# Aim of the exercise:
Transcribe all of the material exactly, except for its pictures.

# Dataset content:
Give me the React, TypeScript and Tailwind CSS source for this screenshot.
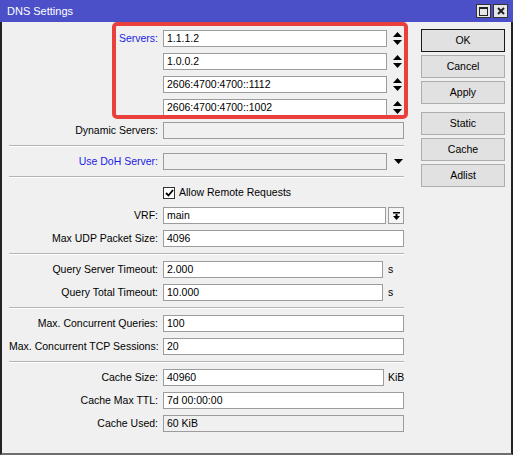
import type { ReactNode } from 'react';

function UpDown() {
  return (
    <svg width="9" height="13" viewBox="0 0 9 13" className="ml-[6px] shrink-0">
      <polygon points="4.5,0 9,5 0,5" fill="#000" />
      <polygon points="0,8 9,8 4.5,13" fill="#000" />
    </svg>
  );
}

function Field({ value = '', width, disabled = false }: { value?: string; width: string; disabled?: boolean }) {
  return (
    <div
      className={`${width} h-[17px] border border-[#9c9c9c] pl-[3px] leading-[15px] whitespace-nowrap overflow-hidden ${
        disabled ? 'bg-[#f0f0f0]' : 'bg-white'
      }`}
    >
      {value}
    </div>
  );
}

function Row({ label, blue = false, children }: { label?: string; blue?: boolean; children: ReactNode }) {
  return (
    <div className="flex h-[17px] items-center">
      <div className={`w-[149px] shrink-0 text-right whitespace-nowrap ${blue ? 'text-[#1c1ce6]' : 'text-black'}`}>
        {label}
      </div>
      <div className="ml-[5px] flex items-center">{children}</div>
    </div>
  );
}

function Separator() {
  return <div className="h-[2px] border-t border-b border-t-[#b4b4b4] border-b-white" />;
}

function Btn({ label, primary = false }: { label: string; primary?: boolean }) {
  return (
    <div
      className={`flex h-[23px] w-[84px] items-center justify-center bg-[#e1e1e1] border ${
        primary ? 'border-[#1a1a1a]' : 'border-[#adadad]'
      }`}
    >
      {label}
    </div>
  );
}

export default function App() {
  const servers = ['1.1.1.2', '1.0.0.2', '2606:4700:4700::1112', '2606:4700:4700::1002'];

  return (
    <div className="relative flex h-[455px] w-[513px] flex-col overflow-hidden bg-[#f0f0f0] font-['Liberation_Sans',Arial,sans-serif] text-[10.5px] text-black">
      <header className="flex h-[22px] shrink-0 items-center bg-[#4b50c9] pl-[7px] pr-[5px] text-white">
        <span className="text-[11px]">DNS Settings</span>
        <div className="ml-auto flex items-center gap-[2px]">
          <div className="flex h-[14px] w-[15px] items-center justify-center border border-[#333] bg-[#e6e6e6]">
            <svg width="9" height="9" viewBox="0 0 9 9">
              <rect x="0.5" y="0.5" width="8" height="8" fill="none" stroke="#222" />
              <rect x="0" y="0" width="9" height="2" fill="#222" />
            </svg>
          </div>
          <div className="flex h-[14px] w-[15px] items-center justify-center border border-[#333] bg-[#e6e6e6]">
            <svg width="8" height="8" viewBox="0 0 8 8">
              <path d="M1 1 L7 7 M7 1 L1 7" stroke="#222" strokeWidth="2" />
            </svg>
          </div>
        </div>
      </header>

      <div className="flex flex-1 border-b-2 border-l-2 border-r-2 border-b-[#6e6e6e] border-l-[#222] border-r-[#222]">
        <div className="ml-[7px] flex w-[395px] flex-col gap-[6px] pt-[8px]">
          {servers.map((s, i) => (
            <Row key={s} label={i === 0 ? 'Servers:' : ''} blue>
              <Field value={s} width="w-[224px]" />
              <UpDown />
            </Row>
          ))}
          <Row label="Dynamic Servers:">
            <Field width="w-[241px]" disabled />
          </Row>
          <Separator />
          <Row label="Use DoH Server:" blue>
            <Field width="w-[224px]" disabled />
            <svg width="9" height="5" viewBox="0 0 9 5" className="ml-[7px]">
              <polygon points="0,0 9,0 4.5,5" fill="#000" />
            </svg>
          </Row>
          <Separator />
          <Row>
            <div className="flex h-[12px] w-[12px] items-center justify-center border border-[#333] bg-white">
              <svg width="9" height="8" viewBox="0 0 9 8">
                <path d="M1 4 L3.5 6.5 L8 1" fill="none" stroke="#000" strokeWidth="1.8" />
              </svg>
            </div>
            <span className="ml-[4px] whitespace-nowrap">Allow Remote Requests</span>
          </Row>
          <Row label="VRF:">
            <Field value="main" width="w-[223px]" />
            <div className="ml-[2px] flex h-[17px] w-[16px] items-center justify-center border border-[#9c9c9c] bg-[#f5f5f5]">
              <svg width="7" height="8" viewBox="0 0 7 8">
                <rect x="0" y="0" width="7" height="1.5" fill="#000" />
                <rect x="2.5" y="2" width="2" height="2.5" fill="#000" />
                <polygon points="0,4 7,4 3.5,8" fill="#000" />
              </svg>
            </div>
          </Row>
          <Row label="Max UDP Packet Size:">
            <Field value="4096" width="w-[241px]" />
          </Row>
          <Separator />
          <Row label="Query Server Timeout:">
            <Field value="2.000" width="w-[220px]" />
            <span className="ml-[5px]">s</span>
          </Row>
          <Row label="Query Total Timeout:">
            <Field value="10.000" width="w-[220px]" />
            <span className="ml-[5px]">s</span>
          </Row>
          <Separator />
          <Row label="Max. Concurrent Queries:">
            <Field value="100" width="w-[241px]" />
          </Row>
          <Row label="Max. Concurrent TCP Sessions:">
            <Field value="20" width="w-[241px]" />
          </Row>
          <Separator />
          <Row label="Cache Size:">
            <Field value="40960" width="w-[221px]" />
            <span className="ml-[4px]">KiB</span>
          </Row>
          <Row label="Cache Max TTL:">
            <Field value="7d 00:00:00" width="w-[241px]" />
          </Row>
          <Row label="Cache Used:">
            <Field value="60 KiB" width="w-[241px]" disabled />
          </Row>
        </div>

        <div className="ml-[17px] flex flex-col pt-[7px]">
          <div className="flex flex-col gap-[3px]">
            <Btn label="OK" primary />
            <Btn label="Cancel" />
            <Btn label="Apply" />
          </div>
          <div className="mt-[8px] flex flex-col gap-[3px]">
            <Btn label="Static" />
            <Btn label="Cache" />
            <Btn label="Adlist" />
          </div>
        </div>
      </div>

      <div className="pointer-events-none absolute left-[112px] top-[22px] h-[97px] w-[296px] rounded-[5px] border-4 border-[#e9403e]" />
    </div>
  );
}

# The completed task:
Give me the React, TypeScript and Tailwind CSS source for this screenshot.
import type { ReactNode } from 'react';

function UpDown() {
  return (
    <svg width="9" height="13" viewBox="0 0 9 13" className="ml-[6px] shrink-0">
      <polygon points="4.5,0 9,5 0,5" fill="#000" />
      <polygon points="0,8 9,8 4.5,13" fill="#000" />
    </svg>
  );
}

function Field({ value = '', width, disabled = false }: { value?: string; width: string; disabled?: boolean }) {
  return (
    <div
      className={`${width} h-[17px] border border-[#9c9c9c] pl-[3px] leading-[15px] whitespace-nowrap overflow-hidden ${
        disabled ? 'bg-[#f0f0f0]' : 'bg-white'
      }`}
    >
      {value}
    </div>
  );
}

function Row({ label, blue = false, children }: { label?: string; blue?: boolean; children: ReactNode }) {
  return (
    <div className="flex h-[17px] items-center">
      <div className={`w-[149px] shrink-0 text-right whitespace-nowrap ${blue ? 'text-[#1c1ce6]' : 'text-black'}`}>
        {label}
      </div>
      <div className="ml-[5px] flex items-center">{children}</div>
    </div>
  );
}

function Separator() {
  return <div className="h-[2px] border-t border-b border-t-[#b4b4b4] border-b-white" />;
}

function Btn({ label, primary = false }: { label: string; primary?: boolean }) {
  return (
    <div
      className={`flex h-[23px] w-[84px] items-center justify-center bg-[#e1e1e1] border ${
        primary ? 'border-[#1a1a1a]' : 'border-[#adadad]'
      }`}
    >
      {label}
    </div>
  );
}

export default function App() {
  const servers = ['1.1.1.2', '1.0.0.2', '2606:4700:4700::1112', '2606:4700:4700::1002'];

  return (
    <div className="relative flex h-[455px] w-[513px] flex-col overflow-hidden bg-[#f0f0f0] font-['Liberation_Sans',Arial,sans-serif] text-[10.5px] text-black">
      <header className="flex h-[22px] shrink-0 items-center bg-[#4b50c9] pl-[7px] pr-[5px] text-white">
        <span className="text-[11px]">DNS Settings</span>
        <div className="ml-auto flex items-center gap-[2px]">
          <div className="flex h-[14px] w-[15px] items-center justify-center border border-[#333] bg-[#e6e6e6]">
            <svg width="9" height="9" viewBox="0 0 9 9">
              <rect x="0.5" y="0.5" width="8" height="8" fill="none" stroke="#222" />
              <rect x="0" y="0" width="9" height="2" fill="#222" />
            </svg>
          </div>
          <div className="flex h-[14px] w-[15px] items-center justify-center border border-[#333] bg-[#e6e6e6]">
            <svg width="8" height="8" viewBox="0 0 8 8">
              <path d="M1 1 L7 7 M7 1 L1 7" stroke="#222" strokeWidth="2" />
            </svg>
          </div>
        </div>
      </header>

      <div className="flex flex-1 border-b-2 border-l-2 border-r-2 border-b-[#6e6e6e] border-l-[#222] border-r-[#222]">
        <div className="ml-[7px] flex w-[395px] flex-col gap-[6px] pt-[8px]">
          {servers.map((s, i) => (
            <Row key={s} label={i === 0 ? 'Servers:' : ''} blue>
              <Field value={s} width="w-[224px]" />
              <UpDown />
            </Row>
          ))}
          <Row label="Dynamic Servers:">
            <Field width="w-[241px]" disabled />
          </Row>
          <Separator />
          <Row label="Use DoH Server:" blue>
            <Field width="w-[224px]" disabled />
            <svg width="9" height="5" viewBox="0 0 9 5" className="ml-[7px]">
              <polygon points="0,0 9,0 4.5,5" fill="#000" />
            </svg>
          </Row>
          <Separator />
          <Row>
            <div className="flex h-[12px] w-[12px] items-center justify-center border border-[#333] bg-white">
              <svg width="9" height="8" viewBox="0 0 9 8">
                <path d="M1 4 L3.5 6.5 L8 1" fill="none" stroke="#000" strokeWidth="1.8" />
              </svg>
            </div>
            <span className="ml-[4px] whitespace-nowrap">Allow Remote Requests</span>
          </Row>
          <Row label="VRF:">
            <Field value="main" width="w-[223px]" />
            <div className="ml-[2px] flex h-[17px] w-[16px] items-center justify-center border border-[#9c9c9c] bg-[#f5f5f5]">
              <svg width="7" height="8" viewBox="0 0 7 8">
                <rect x="0" y="0" width="7" height="1.5" fill="#000" />
                <rect x="2.5" y="2" width="2" height="2.5" fill="#000" />
                <polygon points="0,4 7,4 3.5,8" fill="#000" />
              </svg>
            </div>
          </Row>
          <Row label="Max UDP Packet Size:">
            <Field value="4096" width="w-[241px]" />
          </Row>
          <Separator />
          <Row label="Query Server Timeout:">
            <Field value="2.000" width="w-[220px]" />
            <span className="ml-[5px]">s</span>
          </Row>
          <Row label="Query Total Timeout:">
            <Field value="10.000" width="w-[220px]" />
            <span className="ml-[5px]">s</span>
          </Row>
          <Separator />
          <Row label="Max. Concurrent Queries:">
            <Field value="100" width="w-[241px]" />
          </Row>
          <Row label="Max. Concurrent TCP Sessions:">
            <Field value="20" width="w-[241px]" />
          </Row>
          <Separator />
          <Row label="Cache Size:">
            <Field value="40960" width="w-[221px]" />
            <span className="ml-[4px]">KiB</span>
          </Row>
          <Row label="Cache Max TTL:">
            <Field value="7d 00:00:00" width="w-[241px]" />
          </Row>
          <Row label="Cache Used:">
            <Field value="60 KiB" width="w-[241px]" disabled />
          </Row>
        </div>

        <div className="ml-[17px] flex flex-col pt-[7px]">
          <div className="flex flex-col gap-[3px]">
            <Btn label="OK" primary />
            <Btn label="Cancel" />
            <Btn label="Apply" />
          </div>
          <div className="mt-[8px] flex flex-col gap-[3px]">
            <Btn label="Static" />
            <Btn label="Cache" />
            <Btn label="Adlist" />
          </div>
        </div>
      </div>

      <div className="pointer-events-none absolute left-[112px] top-[22px] h-[97px] w-[296px] rounded-[5px] border-4 border-[#e9403e]" />
    </div>
  );
}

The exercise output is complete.